I have been making my own detergent for a while. My mom said that my clothes were turning "Christiania colored" (Christiania is the "free village"/"squatter village" in the middle of Copenhagen). It is not a compliment, and no I don't think the clothes get clean enough. All the whites are grey, grease stains don't come out properly. So what to do?
Dave Lodge wrote:Oxyclean is a mix of things, but the special ingredient is Sodium Bicarbonate (NaHCO3) or Baking Soda.
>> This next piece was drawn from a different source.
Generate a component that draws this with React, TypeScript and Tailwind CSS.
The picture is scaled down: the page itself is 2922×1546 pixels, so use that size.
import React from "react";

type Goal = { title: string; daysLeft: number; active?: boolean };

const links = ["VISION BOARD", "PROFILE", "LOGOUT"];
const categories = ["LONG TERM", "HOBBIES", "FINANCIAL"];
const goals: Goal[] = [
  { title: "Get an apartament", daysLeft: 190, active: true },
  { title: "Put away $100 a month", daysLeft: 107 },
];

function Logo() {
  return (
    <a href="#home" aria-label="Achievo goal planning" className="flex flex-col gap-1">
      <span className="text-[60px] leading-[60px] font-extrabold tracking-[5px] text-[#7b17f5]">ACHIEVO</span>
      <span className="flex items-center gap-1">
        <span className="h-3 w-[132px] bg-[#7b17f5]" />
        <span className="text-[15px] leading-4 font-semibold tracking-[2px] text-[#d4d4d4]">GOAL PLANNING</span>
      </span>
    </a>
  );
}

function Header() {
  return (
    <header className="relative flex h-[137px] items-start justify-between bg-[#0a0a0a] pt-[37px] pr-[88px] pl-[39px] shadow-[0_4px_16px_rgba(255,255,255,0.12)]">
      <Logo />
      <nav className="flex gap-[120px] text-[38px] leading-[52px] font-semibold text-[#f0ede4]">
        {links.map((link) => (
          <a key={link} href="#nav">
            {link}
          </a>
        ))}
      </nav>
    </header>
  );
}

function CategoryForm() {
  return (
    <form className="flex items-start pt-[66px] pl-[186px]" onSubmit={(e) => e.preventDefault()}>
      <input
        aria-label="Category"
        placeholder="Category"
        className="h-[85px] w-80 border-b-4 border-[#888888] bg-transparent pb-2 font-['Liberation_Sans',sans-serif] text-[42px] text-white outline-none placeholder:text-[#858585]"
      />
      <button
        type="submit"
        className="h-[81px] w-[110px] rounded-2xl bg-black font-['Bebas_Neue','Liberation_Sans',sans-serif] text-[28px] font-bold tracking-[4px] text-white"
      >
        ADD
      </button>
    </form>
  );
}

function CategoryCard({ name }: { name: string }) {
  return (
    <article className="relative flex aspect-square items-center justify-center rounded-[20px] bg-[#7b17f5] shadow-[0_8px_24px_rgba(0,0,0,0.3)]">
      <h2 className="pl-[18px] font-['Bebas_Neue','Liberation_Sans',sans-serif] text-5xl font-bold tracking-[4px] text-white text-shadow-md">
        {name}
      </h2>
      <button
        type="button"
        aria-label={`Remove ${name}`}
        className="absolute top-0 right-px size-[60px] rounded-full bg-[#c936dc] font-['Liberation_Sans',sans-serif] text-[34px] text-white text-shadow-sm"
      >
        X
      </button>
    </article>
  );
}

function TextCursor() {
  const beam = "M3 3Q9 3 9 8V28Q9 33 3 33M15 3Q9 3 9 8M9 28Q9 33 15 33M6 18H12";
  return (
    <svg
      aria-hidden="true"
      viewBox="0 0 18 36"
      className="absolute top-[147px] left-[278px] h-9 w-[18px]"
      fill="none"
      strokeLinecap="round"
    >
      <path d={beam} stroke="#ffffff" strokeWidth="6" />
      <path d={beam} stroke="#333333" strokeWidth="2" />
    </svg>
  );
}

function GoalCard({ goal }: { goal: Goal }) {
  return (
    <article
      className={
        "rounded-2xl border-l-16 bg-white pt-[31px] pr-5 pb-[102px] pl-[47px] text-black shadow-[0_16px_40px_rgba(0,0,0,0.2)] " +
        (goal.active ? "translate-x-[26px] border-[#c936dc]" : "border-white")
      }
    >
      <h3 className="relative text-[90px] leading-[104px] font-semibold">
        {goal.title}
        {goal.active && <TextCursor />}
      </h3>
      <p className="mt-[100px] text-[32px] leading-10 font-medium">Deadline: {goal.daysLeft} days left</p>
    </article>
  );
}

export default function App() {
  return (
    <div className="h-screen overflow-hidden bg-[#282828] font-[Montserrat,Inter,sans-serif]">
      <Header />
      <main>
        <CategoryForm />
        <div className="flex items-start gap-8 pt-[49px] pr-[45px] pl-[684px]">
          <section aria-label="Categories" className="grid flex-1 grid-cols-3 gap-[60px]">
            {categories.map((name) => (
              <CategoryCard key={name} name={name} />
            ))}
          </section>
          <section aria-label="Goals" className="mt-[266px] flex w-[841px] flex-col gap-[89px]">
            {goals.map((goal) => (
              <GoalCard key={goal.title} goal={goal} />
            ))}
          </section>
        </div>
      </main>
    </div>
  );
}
Can increase salt (Na) content in the system though.
And I know for sure that because of the salts in these type of cleaners, pre-stain treatments too, many septic systems slow or fail - I would think if you are using these in your laundry it would be much better to run your grey water through a natural cleaning system than to run it into your septic tank.
Regarding home-made laundry soap - I ran into the same problem, grey socks and stains on all the shirts. Oily stains show up well no matter the color of the clothing - arrrggg! So I stopped making my own laundry soap. I would love to hear how others over came this (maybe in another tread:)
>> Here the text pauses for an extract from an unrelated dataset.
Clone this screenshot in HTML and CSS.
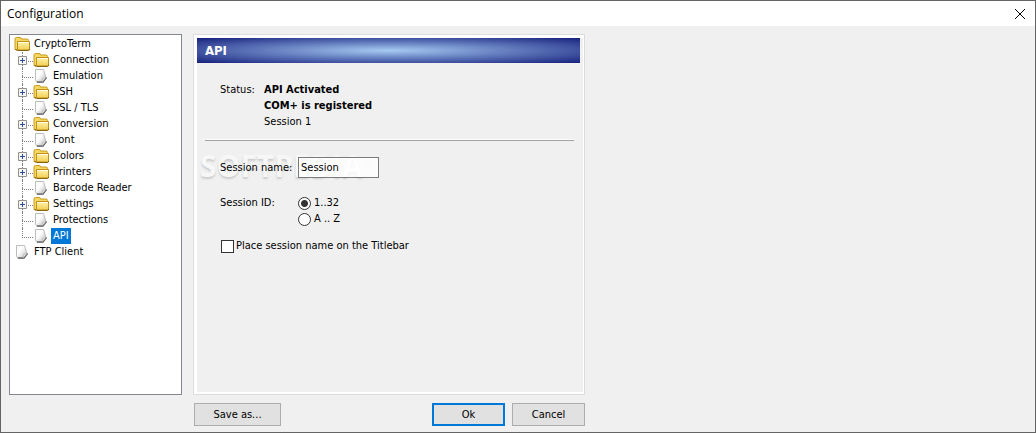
FILE: index.html
```html
<!DOCTYPE html>
<html lang="en">

<head>
    <meta charset="UTF-8">
    <meta name="viewport" content="width=device-width, initial-scale=1.0">
    <title>Configuration</title>
    <link rel="stylesheet" href="styles.css">
</head>

<body>
    <!-- shared icons -->
    <svg class="defs" aria-hidden="true">
        <linearGradient id="gold" x1="0" y1="0" x2="0" y2="1">
            <stop offset="0" stop-color="#fff3a8" />
            <stop offset="1" stop-color="#f2cf55" />
        </linearGradient>
        <linearGradient id="paper" x1="0" y1="0" x2="1" y2="1">
            <stop offset="0.4" stop-color="#fcfcfc" />
            <stop offset="1" stop-color="#b8b8b8" />
        </linearGradient>
        <symbol id="folder" viewBox="0 0 16 16">
            <path d="M1 13.500V3Q1 1.500 2.500 1.500H6Q7.500 1.500 7.500 3H13Q14.500 3 14.500 4.500V13z" fill="#f6d860" stroke="#c99a20" />
            <path d="M3.500 5.500h12v7.500q0 1-1 1h-10q-1 0-1-1z" fill="url(#gold)" stroke="#c0901a" />
            <path d="M1.500 13q.5 1.500 2 1.500h11q1 0 1-1.500" fill="none" stroke="#85620c" />
            <path d="M4 6.500h11" stroke="#fffde8" />
        </symbol>
        <symbol id="page" viewBox="0 0 16 16">
            <path d="M2.500 1.500h8l2.500 8.500-3.500 4.500H4L2.500 12z" fill="url(#paper)" stroke="#bcbcbc" />
            <path d="M13.500 9.500L10 14H4" fill="none" stroke="#6a6a6a" stroke-width="1.500" />
            <path d="M9 14l.5-3.500 4-1.500z" fill="#eee" stroke="#999" stroke-width=".5" />
        </symbol>
        <symbol id="plus" viewBox="0 0 9 9">
            <path d="M.5 .5h8v8h-8z" fill="#f6f6f6" stroke="#919191" />
            <path d="M2 4.500h5M4.500 2v5" stroke="#2b4b9b" />
        </symbol>
    </svg>

    <div class="window">
        <div class="titlebar">
            <h1>Configuration</h1>
            <button type="button" class="close" aria-label="Close">
                <svg width="10" height="10" viewBox="0 0 10 10"><path d="M0 0l10 10M10 0L0 10" stroke="#000" /></svg>
            </button>
        </div>

        <div class="content">
            <ul class="tree">
                <li>
                    <div class="node"><svg class="icon"><use href="#folder" /></svg><span>CryptoTerm</span></div>
                    <ul class="branch">
                        <li class="node"><svg class="plus"><use href="#plus" /></svg><svg class="icon"><use href="#folder" /></svg><span>Connection</span></li>
                        <li class="node"><svg class="icon"><use href="#page" /></svg><span>Emulation</span></li>
                        <li class="node"><svg class="plus"><use href="#plus" /></svg><svg class="icon"><use href="#folder" /></svg><span>SSH</span></li>
                        <li class="node"><svg class="icon"><use href="#page" /></svg><span>SSL / TLS</span></li>
                        <li class="node"><svg class="plus"><use href="#plus" /></svg><svg class="icon"><use href="#folder" /></svg><span>Conversion</span></li>
                        <li class="node"><svg class="icon"><use href="#page" /></svg><span>Font</span></li>
                        <li class="node"><svg class="plus"><use href="#plus" /></svg><svg class="icon"><use href="#folder" /></svg><span>Colors</span></li>
                        <li class="node"><svg class="plus"><use href="#plus" /></svg><svg class="icon"><use href="#folder" /></svg><span>Printers</span></li>
                        <li class="node"><svg class="icon"><use href="#page" /></svg><span>Barcode Reader</span></li>
                        <li class="node"><svg class="plus"><use href="#plus" /></svg><svg class="icon"><use href="#folder" /></svg><span>Settings</span></li>
                        <li class="node"><svg class="icon"><use href="#page" /></svg><span>Protections</span></li>
                        <li class="node"><svg class="icon"><use href="#page" /></svg><span class="selected">API</span></li>
                    </ul>
                </li>
                <li class="node"><svg class="icon"><use href="#page" /></svg><span>FTP Client</span></li>
            </ul>

            <form class="main">
                <div class="panel">
                    <h2>API</h2>
                    <div class="status">
                        <span>Status:</span>
                        <div>
                            <b>API Activated</b>
                            <b>COM+ is registered</b>
                            <p>Session 1</p>
                        </div>
                    </div>
                    <hr>
                    <div class="fields">
                        <div class="row name-row">
                            <div class="watermark" aria-hidden="true">SOFTPEDIA<sup>®</sup></div>
                            <label for="sessionName">Session name:</label>
                            <input type="text" id="sessionName" value="Session">
                        </div>
                        <div class="row" role="radiogroup" aria-labelledby="idLabel">
                            <span id="idLabel">Session ID:</span>
                            <div>
                                <label class="option"><input type="radio" name="sessionId" checked>1..32</label>
                                <label class="option"><input type="radio" name="sessionId">A .. Z</label>
                            </div>
                        </div>
                        <label class="check"><input type="checkbox">Place session name on the Titlebar</label>
                    </div>
                </div>
                <div class="buttons">
                    <button type="button">Save as...</button>
                    <button type="submit" class="default">Ok</button>
                    <button type="button">Cancel</button>
                </div>
            </form>
        </div>
    </div>
</body>

</html>
```

FILE: styles.css
```css
* {
    box-sizing: border-box;
    margin: 0;
    padding: 0;
}

body {
    font-family: "DejaVu Sans Condensed", "DejaVu Sans", sans-serif;
    font-size: 11px;
    line-height: 16px;
    color: #000;
}

ul {
    list-style: none;
}

.defs {
    position: absolute;
    width: 0;
    height: 0;
}

.window {
    display: flex;
    flex-direction: column;
    min-height: 100vh;
    border: 1px solid #646464;
    background: #f0f0f0;
}

.titlebar {
    display: flex;
    justify-content: space-between;
    align-items: center;
    height: 25px;
    padding: 0 10px 0 6px;
    background: #fff;
}

.titlebar h1 {
    font: 12px/24px "Open Sans", sans-serif;
}

.close {
    display: flex;
    padding: 5px;
    margin-right: -5px;
    border: 0;
    background: none;
}

.content {
    display: flex;
    flex: 1;
    gap: 11px;
    padding: 8px 8px 6px;
}

/* tree */
.tree {
    width: 173px;
    margin-bottom: 31px;
    padding: 1px 4px;
    border: 1px solid #828790;
    background: #fff;
}

.node {
    position: relative;
    display: flex;
    align-items: center;
    height: 16px;
}

.node span {
    padding: 0 2px;
    margin-left: 2px;
}

.node .selected {
    background: #0078d7;
    color: #fff;
}

.icon {
    width: 16px;
    height: 16px;
}

.branch .node {
    padding-left: 19px;
}

.branch .node::before {
    content: "";
    position: absolute;
    left: 8px;
    top: 0;
    width: 10px;
    height: 9px;
    border-left: 1px dotted #808080;
    border-bottom: 1px dotted #808080;
}

.branch .node:not(:last-child)::after {
    content: "";
    position: absolute;
    left: 8px;
    top: 8px;
    height: 8px;
    border-left: 1px dotted #808080;
}

.plus {
    position: absolute;
    z-index: 1;
    left: 4px;
    top: 4px;
    width: 9px;
    height: 9px;
}

/* right side */
.main {
    display: flex;
    flex-direction: column;
    width: 392px;
    gap: 8px;
}

.panel {
    flex: 1;
    border: 1px solid #dcdcdc;
    box-shadow: inset 3px 3px #fff, inset -1px -2px #fff;
    padding: 3px 4px 3px 3px;
}

.panel h2 {
    height: 25px;
    padding-left: 8px;
    background: radial-gradient(ellipse farthest-corner, #a6cbf2, #5c74b8 50%, #16207c);
    color: #fff;
    font-size: 13px;
    line-height: 25px;
}

.status {
    display: flex;
    padding: 19px 23px 10px;
}

.status > span {
    width: 44px;
}

.status b {
    display: block;
}

.status p {
    line-height: 15px;
}

hr {
    margin: 0 6px 0 8px;
    border: 0;
    border-top: 1px solid #fff;
    border-bottom: 1px solid #a0a0a0;
}

.fields {
    padding: 16px 23px;
}

.row {
    position: relative;
    display: flex;
    margin-bottom: 17px;
}

.row > label,
.row > span {
    width: 78px;
}

.name-row {
    align-items: center;
}

.name-row label,
.name-row input {
    position: relative;
}

input[type=text] {
    width: 81px;
    height: 21px;
    padding: 0 2px;
    border: 1px solid #7a7a7a;
    background: rgba(255, 255, 255, 0.8);
    font: inherit;
}

input[type=radio],
input[type=checkbox] {
    appearance: none;
    width: 13px;
    height: 13px;
    border: 1px solid #333;
    background: #fff;
}

input[type=radio] {
    border-radius: 50%;
}

input[type=radio]:checked {
    background: radial-gradient(circle, #333 3px, #fff 4px);
}

.option,
.check {
    display: flex;
    align-items: center;
    gap: 3px;
}

.check {
    margin: -6px 1px 0;
    gap: 2px;
}

/* faint logo behind the name field */
.watermark {
    position: absolute;
    left: -20px;
    top: -7px;
    color: #f7f7f7;
    font: bold 30px/32px "Open Sans", sans-serif;
    text-shadow: 0 2px 2px rgba(0, 0, 0, 0.15);
    pointer-events: none;
}

.watermark sup {
    font-size: 11px;
    line-height: 0;
    vertical-align: 12px;
}

.buttons {
    display: flex;
    gap: 7px;
    padding-left: 1px;
}

.buttons button {
    width: 73px;
    height: 23px;
    border: 1px solid #adadad;
    background: #e1e1e1;
    font: inherit;
}

.buttons button:first-child {
    width: 87px;
    margin-right: auto;
}

.buttons .default {
    border: 2px solid #0078d7;
}
```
Some Quick Information from my collection on the subject:
Products we recommend: (they are salt and boron free, and pH neutral)
Laundry: Oasis, Ecos, Biopac liquid detergent, Vaska. There are also soap alternatives that are greywater friendly, like soap nuts, and "wonder balls".
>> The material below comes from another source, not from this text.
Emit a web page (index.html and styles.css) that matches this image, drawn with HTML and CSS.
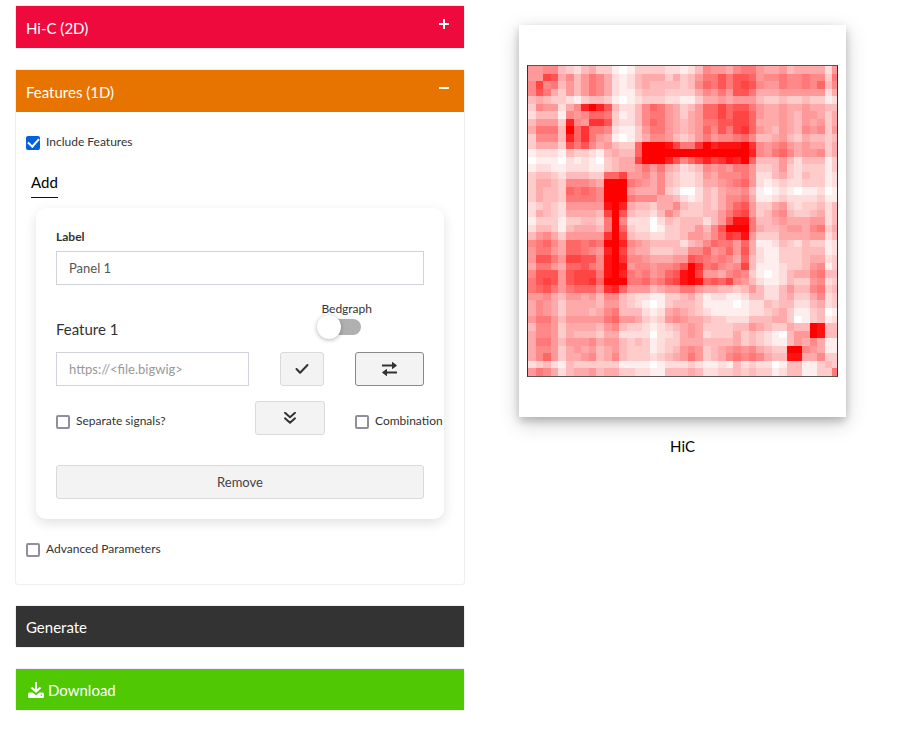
FILE: index.html
```html
<!DOCTYPE html>
<html lang="en">
<head>
<meta charset="utf-8">
<meta name="viewport" content="width=device-width, initial-scale=1">
<title>HiC</title>
<link rel="stylesheet" href="styles.css">
</head>
<body>
<main class="page">
  <form class="panels">
    <section class="panel">
      <button type="button" class="bar bar-red" aria-expanded="false">Hi-C (2D)
        <svg class="bar-icon" viewBox="0 0 10 10" aria-hidden="true"><path d="M0 5h10M5 0v10"/></svg>
      </button>
    </section>

    <section class="panel">
      <button type="button" class="bar bar-orange" aria-expanded="true">Features (1D)
        <svg class="bar-icon" viewBox="0 0 10 10" aria-hidden="true"><path d="M0 5h10"/></svg>
      </button>
      <div class="panel-body">
        <label class="check"><input type="checkbox" checked>Include Features</label>
        <a class="add" href="#add">Add</a>

        <div class="card">
          <label class="field-label" for="panel-label">Label</label>
          <input class="text-input" id="panel-label" type="text" value="Panel 1">

          <div class="feature-head">
            <h2 class="feature-title">Feature 1</h2>
            <label class="switch-group">Bedgraph
              <span class="switch"><input type="checkbox" class="switch-input"></span>
            </label>
          </div>

          <div class="row row-file">
            <input class="text-input" type="text" placeholder="https://&lt;file.bigwig&gt;" aria-label="File address">
            <button type="button" class="button" aria-label="Check">
              <svg width="14" height="12" viewBox="0 0 14 12" aria-hidden="true"><path class="stroke" d="M1.500 6l3.600 3.700L12.500 2"/></svg>
            </button>
            <button type="button" class="button button-strong" aria-label="Swap">
              <svg width="15" height="14" viewBox="0 0 15 14" aria-hidden="true"><path class="stroke" d="M.5 3.500h11M14.500 10.500h-11"/><path class="fill" d="M10 .5q0-.9.800-.3l3.700 2.800q.6.500 0 1L10.800 6.800q-.8.600-.8-.3zM5 7.500q0-.9-.8-.3L.5 10q-.6.500 0 1l3.700 2.800q.8.600.8-.3z"/></svg>
            </button>
          </div>

          <div class="row row-options">
            <label class="check"><input type="checkbox">Separate signals?</label>
            <button type="button" class="button" aria-label="More options">
              <svg width="12" height="12" viewBox="0 0 12 12" aria-hidden="true"><path class="stroke" d="M1 .8l5 4.400 5-4.400M1 6.300l5 4.400 5-4.400"/></svg>
            </button>
            <label class="check"><input type="checkbox">Combination</label>
          </div>

          <button type="button" class="button button-wide">Remove</button>
        </div>

        <label class="check"><input type="checkbox">Advanced Parameters</label>
      </div>
    </section>

    <section class="panel"><button type="button" class="bar bar-dark">Generate</button></section>

    <section class="panel">
      <button type="button" class="bar bar-green">
        <svg class="download-icon" width="16" height="16" viewBox="0 0 16 16" aria-hidden="true"><path d="M7 0h2v7.200l2.800-2.500 1.400 1.500L8 11 2.800 6.200l1.400-1.500L7 7.200z"/><path fill-rule="evenodd" d="M1.500 10.500h3L8 13.300l3.500-2.800h3A1.500 1.500 0 0 1 16 12v2.500a1.500 1.500 0 0 1-1.500 1.500h-13A1.500 1.500 0 0 1 0 14.500V12a1.500 1.500 0 0 1 1.500-1.500zM12.800 12.800v1.200h1.200v-1.200z"/></svg>
        Download
      </button>
    </section>
  </form>

  <figure class="result">
    <div class="plot">
      <div class="frame"><canvas class="heatmap" id="heatmap" width="41" height="41" role="img" aria-label="HiC contact map"></canvas></div>
    </div>
    <figcaption class="caption">HiC</figcaption>
  </figure>
</main>
<script src="heatmap.js"></script>
</body>
</html>
```
FILE: styles.css
```css
* { box-sizing: border-box; }

body {
  margin: 0;
  background: #fff;
  color: #333;
  font-family: Lato, "Liberation Sans", sans-serif;
  font-size: 12px;
  line-height: 20px;
}

button, input { font: inherit; color: inherit; }

.page {
  display: grid;
  grid-template-columns: 10fr 9fr;
  gap: 15px;
  padding: 5px 18px 20px 15px;
  align-items: start;
}

.panels { display: flex; flex-direction: column; gap: 20px; min-width: 0; }
.panel { border: 1px solid #eee; border-radius: 3px; }

.bar {
  display: flex;
  align-items: center;
  width: 100%;
  min-height: 42px;
  padding: 1px 15px 0 10px;
  border: 0;
  color: #fff;
  font-size: 15px;
  text-align: left;
}
.bar-red { background: #ef0a3e; }
.bar-orange { background: #e87400; }
.bar-dark, .bar-green { min-height: 41px; }
.bar-dark { background: #333; }
.bar-green { background: #51c804; gap: 4px; padding-left: 12px; }
.bar-icon {
  width: 10px;
  height: 10px;
  margin: 0 0 7px auto;
  stroke: #fff;
  stroke-width: 2;
}
.download-icon { fill: #fff; }

.panel-body { padding: 20px 20px 25px; }
.panel-body > .check { margin-left: -10px; }

.check { display: flex; align-items: center; gap: 6px; white-space: nowrap; }
.check input {
  display: grid;
  place-items: center;
  appearance: none;
  flex: none;
  width: 14px;
  height: 14px;
  margin: 2px 0 0;
  border: 2px solid #8f8f9d;
  border-radius: 2px;
  background: #fff;
}
.check input:checked { border-color: #0060df; background: #0060df; }
.check input:checked::after {
  content: "";
  width: 5px;
  height: 9px;
  margin-top: -3px;
  border: solid #fff;
  border-width: 0 2px 2px 0;
  transform: rotate(42deg);
}

.add {
  display: block;
  width: fit-content;
  margin: 20px 0 10px -5px;
  padding-bottom: 4px;
  border-bottom: 1px solid #111;
  color: #000;
  font-size: 15px;
  line-height: 21px;
  text-decoration: none;
}

.card {
  margin-bottom: 20px;
  padding: 20px;
  border-radius: 10px;
  box-shadow: 0 4px 12px rgba(0, 0, 0, .12);
}
.field-label { display: block; margin-bottom: 5px; font-weight: 700; line-height: 18px; }

.text-input {
  display: block;
  width: 100%;
  min-width: 0;
  height: 34px;
  padding: 0 12px;
  border: 1px solid #d0d3dc;
  background: #fff;
  color: #555;
  font-size: 13px;
}
.text-input::placeholder { color: #999; opacity: 1; }

.feature-head {
  display: flex;
  align-items: flex-end;
  justify-content: space-between;
  margin: 18px 0 13px;
  padding-right: 52px;
}
.feature-title { margin: 0; font-size: 15px; font-weight: 400; line-height: 20px; }
.switch-group { line-height: 12px; }
.switch { display: flex; align-items: center; height: 24px; }
.switch-input {
  position: relative;
  appearance: none;
  width: 40px;
  height: 16px;
  margin: 0;
  border-radius: 8px;
  background: #b0b0b0;
}
.switch-input::before {
  content: "";
  position: absolute;
  top: -4px;
  left: -4px;
  width: 24px;
  height: 24px;
  border-radius: 50%;
  background: #fff;
  box-shadow: 0 1px 4px rgba(0, 0, 0, .3);
}
.switch-input:checked::before { left: 20px; }

.row { display: grid; align-items: center; gap: 30px; }
.row-file { grid-template-columns: 1fr 44px 69px; gap: 31px; }
.row-options { grid-template-columns: 1fr 70px 69px; margin: 15px 0 30px; }
.row-options .check { padding-top: 6px; }

.button {
  display: flex;
  align-items: center;
  justify-content: center;
  height: 34px;
  padding: 0;
  border: 1px solid #dadada;
  border-radius: 3px;
  background: #f3f3f3;
  color: #444;
  font-size: 13px;
}
.button-strong { border-color: #888; }
.button-wide { width: 100%; }
.stroke { fill: none; stroke: #333; stroke-width: 2; stroke-linecap: round; stroke-linejoin: round; }
.fill { fill: #333; }

.result { margin: 20px 0 0; padding: 0 39px; }
.plot {
  padding: 40px 8px;
  background: #fff;
  box-shadow: 0 4px 8px rgba(0, 0, 0, .2), 0 6px 20px rgba(0, 0, 0, .19);
}
.frame {
  aspect-ratio: 311 / 312;
  overflow: hidden;
  border: 1px solid #333;
  border-top-color: #555;
  border-bottom-color: #555;
}
.heatmap {
  display: block;
  width: 101%;
  height: 100%;
  image-rendering: pixelated;
}
.caption { margin-top: 19px; color: #000; font-size: 15px; text-align: center; }
```
FILE: heatmap.js
```js
// Upper triangle of the symmetric contact matrix: row i starts at column i.
// Each hex digit is an intensity from 0 (white) to f (red).
// Rows are split before columns 20 and 30 for reading.
const rows = [
  "66774324533101333322 1247665788 65564555526",
  "6ba5746875212455535 34688a8aa9 67787787738",
  "784646875212454444 34798a8aba 76687787947",
  "53646875211344433 3357686aa8 55566666625",
  "3213443101233322 1135565666 43343343312",
  "57dfda422479865 34699b9aa8 65565565544",
  "67998312478865 35699b9bb9 65565466535",
  "6cca322479865 45688aabb9 55565465635",
  "887211368865 45697a8bc9 65465476736",
  "65101357764 3468677897 44564354434",
  "64339fffeb 88cfdeeefc 76786565535",
  "5449fffff fffffffffd 76897566735",
  "55bfffda 79bdbcedf9 44464244413",
  "5686854 2347676886 33463233313",
  "675743 2236577786 22453243312",
  "65743 2235567896 21232233312",
  "5732 0024356674 10121011201",
  "554 2124357785 11232222311",
  "57 43343579a6 33563233424",
  "5 3334468ab6 34674334524",
  "444246aee8 44565556624",
  "4647afff8 54456657835",
  "6579cbe6 33355556624",
  "7988695 11243243312",
  "6796a5 21133344412",
  "87594 21133345523",
  "67b4 11123346713",
  "873 10124557844",
  "64 21124336723",
  "6 42246447834",
  "42245335723",
  "4344224523",
  "453113401",
  "53013412",
  "544fe44",
  "66fe44",
  "57511",
  "6511",
  "733",
  "43",
  "8"
].map(row => row.replaceAll(" ", ""));

const context = document.getElementById("heatmap").getContext("2d");
rows.forEach((row, i) => {
  [...row].forEach((digit, offset) => {
    const j = i + offset;
    const level = 255 - 17 * parseInt(digit, 16);
    context.fillStyle = `rgb(255, ${level}, ${level})`;
    context.fillRect(j, i, 1, 1);
    context.fillRect(i, j, 1, 1);
  });
});
```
Showers: Aubrey Organics makes shampoos and conditioners that don't have salt or unhealthy chemicals, and are fairly easy to find. In a shower, shampoo is fairly diluted so it is not as important as in the washing machine to have the best products, but it is important to have products that are not harmful to our health, surprisingly many shampoos and conditioners contain carcinogenic chemicals.
You can find out what's in your products at the Campaign for Safe Cosmetic's on-line database http://www.ewg.org/skindeep/
Dishwashers are not a good sources of greywater because the detergents for dishwashers are high in salt. Salt will destroy the structure of your soil over time. If you are able to find a dishwashing detergent that does not have salt or boron in it, then the greywater can be reused. If you have to use the dishwater greywater, send it to a dedicated portion of the yard and plant with salt tolerant plants.
How to Create an Oasis With Grey Water - Select Plants For The Oasis
1 Using the estimate of how much grey water is produced calculated in Section 1 Step 3, match the available amount of grey water with the proper plants.
2 Consider salt-tolerant plants like oleander, date palms, bermuda grass and native desert plants for the oasis setting. Include fruit trees and water-loving plants like willow, maple and birch in the oasis area if grey water supplies allow.
3 Place the plants in groups based on water needs in an area accessible to the grey water system to avoid the need for additional potable water irrigation.
4 Prepare the landscape: dig mulch basins around the plants to be irrigated.